Craig Hoffman, a 1989 Galt High School graduate, started his career in City Planning as the City of Galt’s first Planning Intern in the early 1990s. Now, he has come full circle and is currently working as the city’s interim Community Development Director.
“This is very unexpected, not something I ever thought would happen,” Hoffman said. “I still have lots of friends that live and work here [and] family in the area. It is a lot of pressure. You always want to make sure that you are doing your best and looking out for the community. I take the responsibility seriously.”
After graduating from GHS, Hoffman attended California State University, Chico, where he earned his bachelor’s in history with a minor in geography in 1995, but an internship opportunity the summer before helped change the trajectory of his career and set him on a new path toward city planning.

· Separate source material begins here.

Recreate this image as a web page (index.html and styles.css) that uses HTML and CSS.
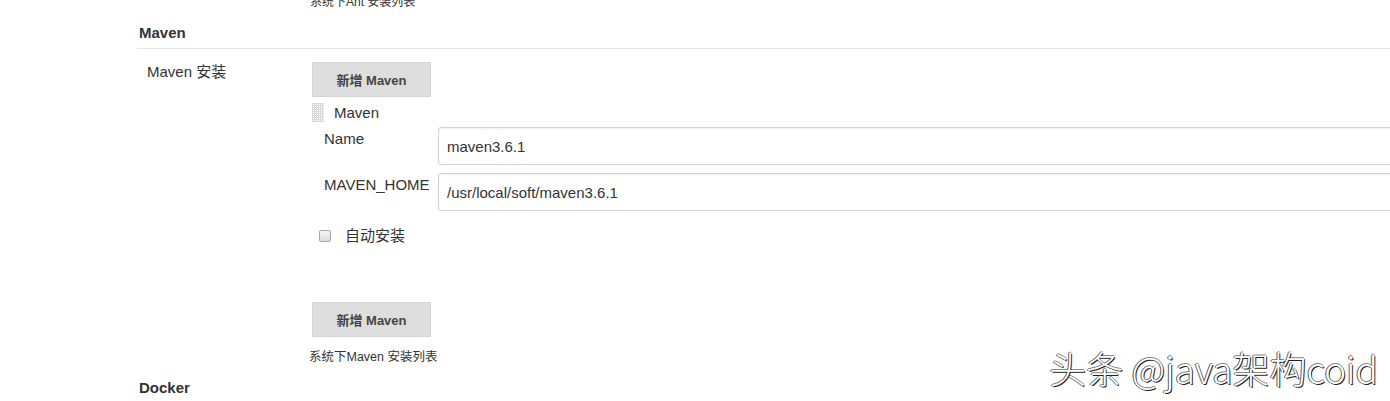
FILE: index.html
```html
<!DOCTYPE html>
<html lang="zh-CN">
<head>
<meta charset="utf-8">
<title>Maven</title>
<link rel="stylesheet" href="styles.css">
</head>
<body>
<div class="page">
  <div class="prev-desc">系统下Ant 安装列表</div>
  <div class="section-title">Maven</div>
  <div class="row">
    <div class="row-label">Maven 安装</div>
    <div class="row-body">
      <button class="btn">新增 Maven</button>
      <div class="item">
        <div class="item-head"><span class="handle"></span><span class="item-name">Maven</span></div>
        <div class="fields">
          <div class="field-label">Name</div>
          <div class="field-input"><input class="text" type="text" value="maven3.6.1"></div>
          <div class="field-label">MAVEN_HOME</div>
          <div class="field-input"><input class="text" type="text" value="/usr/local/soft/maven3.6.1"></div>
        </div>
        <label class="check"><span class="box"></span><span>自动安装</span></label>
      </div>
      <button class="btn btn-bottom">新增 Maven</button>
      <div class="desc">系统下Maven 安装列表</div>
    </div>
  </div>
  <div class="section-title docker">Docker</div>
</div>
<div class="watermark">头条 @java架构coid</div>
</body>
</html>
```
FILE: styles.css
```css
html, body {
  margin: 0;
  padding: 0;
  background: #fff;
  overflow: hidden;
}
body {
  width: 1390px;
  height: 401px;
  position: relative;
  font-family: "Liberation Sans", Arial, "Noto Sans CJK SC", sans-serif;
  font-size: 15px;
  color: #333;
}
.page {
  padding-left: 137px;
  margin-right: -30px;
}
.prev-desc {
  margin-top: -5px;
  margin-left: 173px;
  font-size: 12px;
  line-height: 14px;
  color: #333;
}
.section-title {
  margin-top: 14px;
  padding: 0 2px 5px;
  font-weight: bold;
  font-size: 15px;
  line-height: 20px;
  color: #333;
  border-bottom: 1px solid #e3e3e3;
}
.section-title.docker {
  margin-top: 13px;
  border-bottom: none;
}
.row {
  display: flex;
  padding-top: 13px;
}
.row-label {
  width: 165px;
  padding-left: 10px;
  line-height: 20px;
  flex-shrink: 0;
}
.row-body {
  flex: 1;
  display: flex;
  flex-direction: column;
  align-items: flex-start;
}
.btn {
  width: 119px;
  height: 35px;
  padding: 0;
  background: #dedede;
  border: 1px solid #d4d4d4;
  color: #444;
  font-family: "Liberation Sans", Arial, "Noto Sans CJK SC", sans-serif;
  font-weight: bold;
  font-size: 13px;
}
.item {
  align-self: stretch;
}
.item-head {
  display: flex;
  align-items: center;
  margin-top: 6px;
  height: 19px;
}
.handle {
  width: 12px;
  height: 19px;
  background-image:
    linear-gradient(90deg, #d8d8d8 1px, transparent 1px),
    linear-gradient(#d8d8d8 1px, transparent 1px);
  background-size: 2px 2px;
}
.item-name {
  margin-left: 10px;
  line-height: 19px;
}
.fields {
  display: grid;
  grid-template-columns: 114px 1fr;
  row-gap: 8px;
  margin-top: 5px;
  padding-left: 12px;
}
.field-label {
  line-height: 20px;
  padding-top: 2px;
  white-space: nowrap;
}
.field-input {
  display: flex;
}
.text {
  flex: 1;
  height: 38px;
  box-sizing: border-box;
  border: 1px solid #d2d2d2;
  border-radius: 3px;
  box-shadow: inset 0 1px 2px rgba(0,0,0,0.06);
  padding: 0 8px;
  font-family: "Liberation Sans", Arial, "Noto Sans CJK SC", sans-serif;
  font-size: 15px;
  color: #333;
  outline: none;
}
.check {
  display: flex;
  align-items: center;
  margin-top: 15px;
  padding-left: 7px;
  line-height: 20px;
}
.box {
  width: 10px;
  height: 10px;
  border: 1px solid #a9a9a9;
  border-radius: 2px;
  background: linear-gradient(#f4f4f4, #dcdcdc);
  margin-right: 14px;
}
.btn-bottom {
  margin-top: 56px;
}
.desc {
  margin-top: 13px;
  margin-left: -3px;
  font-size: 12.5px;
  line-height: 15px;
}
.watermark {
  position: absolute;
  right: 12px;
  top: 344px;
  font-family: "Noto Sans CJK SC", sans-serif;
  font-weight: 300;
  font-size: 37px;
  line-height: 48px;
  color: #fff;
  text-shadow: 1px 1px 0 #222, -1px 0 0 #555, 0 -1px 0 #888;
  white-space: nowrap;
}
```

For three months after his junior year of college, Hoffman worked for the city of Galt as their first-ever planning intern. His responsibilities included shadowing the city of Galt planners, helping them with their projects, and learning the processes, policies and how the department functioned.
“Everyone was really supportive,” he said. “[They] tried to help me understand what it was really like to work in a Community Development Department, what the work really entailed.”
In 1997, Hoffman earned his master’s in rural and town planning and landed his first job working for Sierra County. Since then, he has worked nearly every planning position, including assistant planner, associate planner, senior planner, planning manager and city planner.
“I have worked for rural counties, urban counties, small towns, large cities, home builders, entitlement companies, [and] the California Energy Commission [where I did] licensing and compliance oversight of power plants,” Hoffman said. “It has been a very diverse and rewarding career.”
As of Aug. 17, Hoffman is back in Galt, having accepted the interim community development director position with the city of Galt.
Hoffman explained that his main responsibilities are “making sure that the department moves forward with work product, service and any deliverables.”
In layman’s terms, he sizes up the city’s projects, coordinates the logistics, anticipates problems that might arise and how to head them off, and ensures that expectations are met and results are delivered on time. Even in the first weeks in this role, he has found that “the Community Development Department staff is second to none,” adding “I have really enjoyed working with them in my short time here.”
“No one grows up thinking ‘one day I am going to be a land use planner,’” Hoffman said. “It is a different profession and interesting to see how you could make a positive impact on a community and help it to grow, trying to get the best outcome for everyone from new development and projects.